**What you are asked to do**
From the listing below, pull out all lines with "index" in them.

* Begin Information supplied *

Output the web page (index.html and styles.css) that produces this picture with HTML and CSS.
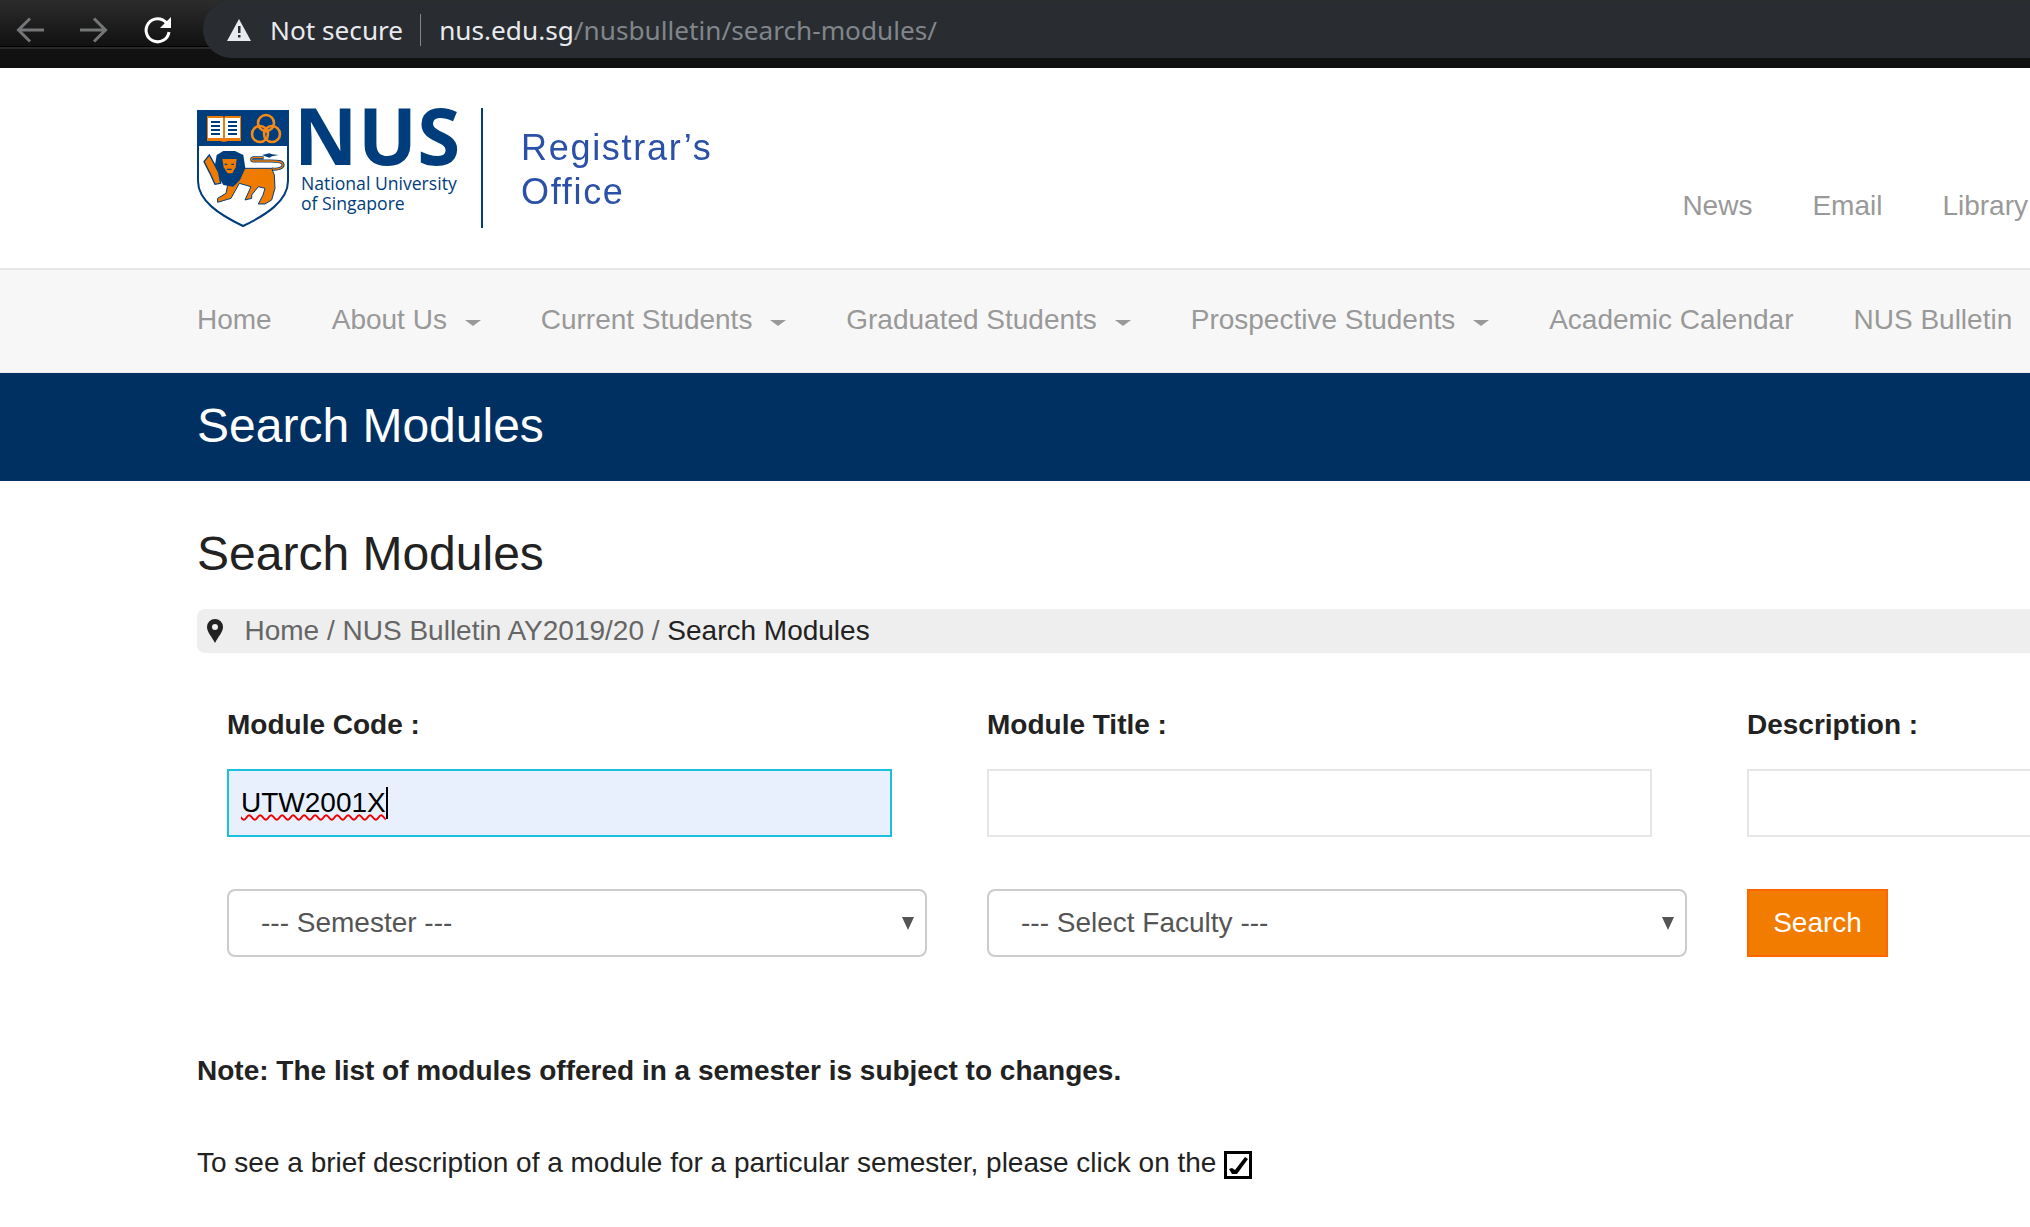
FILE: index.html
```html
<!DOCTYPE html>
<html lang="en">
<head>
  <meta charset="UTF-8" />
  <title>Search Modules</title>
  <link rel="stylesheet" href="styles.css">
</head>
<body>
  <!-- Browser toolbar -->
  <div class="toolbar">
    <div class="toolbar-buttons">
      <svg class="tb-icon" viewBox="0 0 30 30"><path d="M29 15H4M15 3.500L3.500 15 15 26.500" fill="none" stroke="#757677" stroke-width="3"/></svg>
      <svg class="tb-icon" viewBox="0 0 30 30"><path d="M1 15h25M15 3.500L26.500 15 15 26.500" fill="none" stroke="#757677" stroke-width="3"/></svg>
      <svg class="tb-icon" viewBox="0 0 30 30"><path d="M23.500 8A11.500 11.500 0 1 0 26 17" fill="none" stroke="#fff" stroke-width="3"/><path d="M28 2v11H17z" fill="#fff"/></svg>
    </div>
    <div class="omnibox">
      <svg class="warn-icon" viewBox="0 0 24 22"><path d="M12 0l12 22H0z" fill="#e8eaed"/><path d="M11 7h2.500v7H11zM11 16h2.500v2.500H11z" fill="#292c30"/></svg>
      <span class="not-secure">Not secure</span>
      <span class="omni-sep"></span>
      <span class="url-host">nus.edu.sg</span><span class="url-path">/nusbulletin/search-modules/</span>
    </div>
  </div>
  <div class="toolbar-edge"></div>

  <!-- Site header -->
  <header class="site-header">
    <div class="logo">
      <svg class="shield" viewBox="0 0 92 117">
        <path d="M1 1h90v70c0 20-22 34-45 45C23 105 1 91 1 71z" fill="#fff" stroke="#003d7c" stroke-width="2"/>
        <path d="M0 0h92v36H0z" fill="#003d7c"/>
        <path d="M10 6h16l1 2 1-2h16v25H31l-4 1-4-1H10z" fill="#ef7c00"/>
        <path d="M11 8h15v20H11zM28 8h15v20H28z" fill="#fff"/>
        <path d="M14 12h9M14 16h9M14 20h9M14 24h9M31 12h9M31 16h9M31 20h9M31 24h9" stroke="#003d7c" stroke-width="2"/>
        <g fill="none" stroke="#f28a1a" stroke-width="2.600">
          <circle cx="69" cy="13" r="8"/>
          <circle cx="63" cy="24" r="8"/>
          <circle cx="75" cy="24" r="8"/>
        </g>
        <!-- lion, drawn in crop pixels -->
        <g transform="translate(-7 -5) scale(.3333)">
          <path d="M245 192c22 2 36-4 34-14-2-9-14-10-38-10h-50c-8 0-8-10 0-10h30" fill="none" stroke="#003d7c" stroke-width="9"/>
          <path d="M245 192c22 2 36-4 34-14-2-9-14-10-38-10h-50c-8 0-8-10 0-10h30" fill="none" stroke="#ef7c00" stroke-width="4"/>
          <path d="M216 150l22-5 8 3 20 2-20 4-8 4z" fill="#003d7c"/>
          <path d="M150 190h95l8 20 2 40-10 35-20 12h-20l14-27 6-20-20-5-20 25v10l-20 5 18-40-35-10-25 45-40 12v-12l25-15 5-25z" fill="#ef7c00" stroke="#003d7c" stroke-width="3"/>
          <path d="M80 150l20-12h35l25 12 6 40-16 35-20 20-30-5-15-25-10-35z" fill="#003d7c"/>
          <path d="M97 162h43l-3 25-10 18h-14l-12-18z" fill="#ef7c00"/>
          <path d="M42 170l16-20 14 25 14 27 6 33-17 3-15-33z" fill="#ef7c00" stroke="#003d7c" stroke-width="4"/>
          <path d="M104 178h8M124 178h8M111 193h14" stroke="#003d7c" stroke-width="4"/>
        </g>
      </svg>
      <div class="wordmark">
        <div class="wordmark-nus">NUS</div>
        <div class="wordmark-name">National University<br>of Singapore</div>
      </div>
      <div class="logo-divider"></div>
      <div class="logo-office">Registrar’s<br>Office</div>
    </div>
    <ul class="top-links">
      <li>News</li>
      <li>Email</li>
      <li>Library</li>
    </ul>
  </header>

  <nav class="main-nav">
    <span>Home</span>
    <span class="has-sub">About Us</span>
    <span class="has-sub">Current Students</span>
    <span class="has-sub">Graduated Students</span>
    <span class="has-sub">Prospective Students</span>
    <span>Academic Calendar</span>
    <span>NUS Bulletin</span>
  </nav>

  <div class="title-band">Search Modules</div>

  <main class="content">
    <h1>Search Modules</h1>

    <div class="breadcrumb">
      <svg class="pin" viewBox="0 0 16 24"><path fill-rule="evenodd" d="M8 0a8 8 0 0 1 8 8c0 5-5 10-8 16C5 18 0 13 0 8a8 8 0 0 1 8-8zm0 5a3 3 0 1 0 0 6 3 3 0 0 0 0-6z" fill="#222"/></svg>
      <span class="crumb">Home / NUS Bulletin AY2019/20 / </span><span class="crumb-current">Search Modules</span>
    </div>

    <form class="search-form">
      <div class="field">
        <label>Module Code :</label>
        <div class="text-box focused"><span class="typed">UTW2001X</span><span class="caret"></span></div>
        <div class="select-box">--- Semester ---</div>
      </div>
      <div class="field">
        <label>Module Title :</label>
        <div class="text-box"></div>
        <div class="select-box">--- Select Faculty ---</div>
      </div>
      <div class="field">
        <label>Description :</label>
        <div class="text-box"></div>
        <div class="search-btn">Search</div>
      </div>
    </form>

    <p class="note">Note: The list of modules offered in a semester is subject to changes.</p>
    <p class="hint">To see a brief description of a module for a particular semester, please click on the
      <svg class="check-icon" viewBox="0 0 28 28"><path d="M1.500 1.500h25v25h-25z" fill="#fff" stroke="#000" stroke-width="3"/><path d="M5 18l3-1 3 2L21 6l3 2-11 15H8z" fill="#000"/></svg>
    </p>
  </main>
</body>
</html>
```

FILE: styles.css
```css
html, body {
  margin: 0;
  padding: 0;
  height: 100%;
  overflow: hidden;
}

body {
  font-family: "Liberation Sans", Arial, sans-serif;
  font-size: 28px;
  background: #fff;
  color: #222;
  width: 2030px;
}

/* Browser toolbar */
.toolbar {
  height: 58px;
  display: flex;
  background: linear-gradient(#2c2c2c, #111 46px, #000 46px, #000 47px, #2a2a2a 47px, #2a2a2a 49px, #111 49px);
  overflow: hidden;
}

.toolbar-buttons {
  width: 203px;
  flex: none;
  display: flex;
  gap: 34px;
  padding: 15px 0 0 15px;
  box-sizing: border-box;
}

.tb-icon {
  width: 30px;
  height: 30px;
}

.omnibox {
  flex: 1;
  display: flex;
  align-items: center;
  background: #292c30;
  border-radius: 29px 0 0 29px;
  margin-top: 1px;
  padding-left: 24px;
  font-family: "Noto Sans", sans-serif;
  font-size: 26.200px;
  color: #e8eaed;
  white-space: nowrap;
}

.warn-icon {
  width: 24px;
  height: 22px;
  margin-right: 19px;
}

.omni-sep {
  width: 1px;
  height: 32px;
  background: #80868b;
  margin: 0 18px 0 17px;
}

.url-path {
  color: #80868b;
}

.toolbar-edge {
  height: 10px;
  background: #111;
}

/* Site header */
.site-header {
  height: 202px;
  display: flex;
  justify-content: space-between;
  padding: 40px 2px 0 197px;
  box-sizing: border-box;
  border-bottom: 2px solid #e7e7e7;
}

.logo {
  display: flex;
  align-items: flex-start;
  height: 120px;
}

.shield {
  width: 92px;
  height: 117px;
  margin-top: 2px;
}

.wordmark {
  margin: 1px 0 0 12px;
  color: #003d7c;
  width: 180px;
}

.wordmark-nus {
  font-family: "Open Sans", sans-serif;
  font-weight: 700;
  font-size: 78px;
  line-height: 53px;
  letter-spacing: 0.500px;
  margin: 0 0 11px -7px;
}

.wordmark-name {
  font-family: "Open Sans", sans-serif;
  font-size: 17.600px;
  line-height: 20px;
}

.logo-divider {
  width: 2px;
  height: 120px;
  background: #003d7c;
}

.logo-office {
  margin: 18px 0 0 38px;
  font-size: 36px;
  line-height: 44px;
  letter-spacing: 1.700px;
  color: #2a50a8;
  filter: blur(0.4px);
}

.top-links {
  list-style: none;
  display: flex;
  gap: 60px;
  margin: 0;
  padding: 82px 0 0;
  color: #999;
  white-space: nowrap;
}

/* Nav */
.main-nav {
  height: 103px;
  display: flex;
  align-items: center;
  gap: 60px;
  padding: 0 0 2px 197px;
  box-sizing: border-box;
  background: #f7f7f7;
  color: #999;
  white-space: nowrap;
  border-bottom: 1px solid #ececec;
}

.has-sub::after {
  content: "";
  display: inline-block;
  margin-left: 17.850px;
  vertical-align: 3px;
  border-top: 6px solid #999;
  border-left: 8px solid transparent;
  border-right: 8px solid transparent;
}

.title-band {
  height: 108px;
  background: #002f62;
  color: #fff;
  font-size: 48px;
  line-height: 106px;
  padding-left: 197px;
}

/* Content */
.content {
  padding-left: 197px;
}

h1 {
  font-size: 48px;
  font-weight: 400;
  line-height: 58px;
  margin: 44px 0 26px;
  color: #222;
}

.breadcrumb {
  height: 44px;
  display: flex;
  align-items: center;
  background: #eee;
  border-radius: 8px 0 0 8px;
  padding-left: 10px;
  white-space: pre;
}

.pin {
  width: 16px;
  height: 24px;
  margin-right: 21.500px;
}

.crumb {
  color: #666;
}

.search-form {
  display: flex;
  gap: 60px;
  padding: 55px 0 0 30px;
}

.field {
  flex: none;
  width: 700px;
}

.field label {
  display: block;
  font-weight: 700;
  line-height: 34px;
  margin-bottom: 27px;
}

.text-box {
  width: 665px;
  height: 68px;
  box-sizing: border-box;
  border: 2px solid #e5e5e5;
  display: flex;
  align-items: center;
  padding-left: 12px;
  margin-bottom: 52px;
}

.text-box.focused {
  border-color: #1bc0de;
  background: #e8f0fe;
  color: #000;
}

.typed {
  text-decoration: underline wavy #e00;
  text-decoration-thickness: 1.500px;
  text-underline-offset: 2px;
}

.caret {
  width: 2px;
  height: 32px;
  background: #000;
}

.select-box {
  height: 68px;
  box-sizing: border-box;
  border: 2px solid #ccc;
  border-radius: 8px;
  display: flex;
  align-items: center;
  padding-left: 32px;
  color: #555;
  position: relative;
}

.select-box::after {
  content: "";
  position: absolute;
  right: 11px;
  top: 26px;
  border-top: 13px solid #555;
  border-left: 6px solid transparent;
  border-right: 6px solid transparent;
}

.search-btn {
  width: 141px;
  height: 68px;
  box-sizing: border-box;
  background: #f27c00;
  border: 2px solid #ff6600;
  color: #fff;
  display: flex;
  align-items: center;
  justify-content: center;
}

.note {
  margin: 94px 0 0;
  font-weight: 700;
  line-height: 40px;
}

.hint {
  margin: 52px 0 0;
  line-height: 40px;
}

.check-icon {
  width: 28px;
  height: 28px;
  vertical-align: -7px;
}
```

* End Information supplied *

**Response to the task**
Output the web page (index.html and styles.css) that produces this picture with HTML and CSS.
FILE: index.html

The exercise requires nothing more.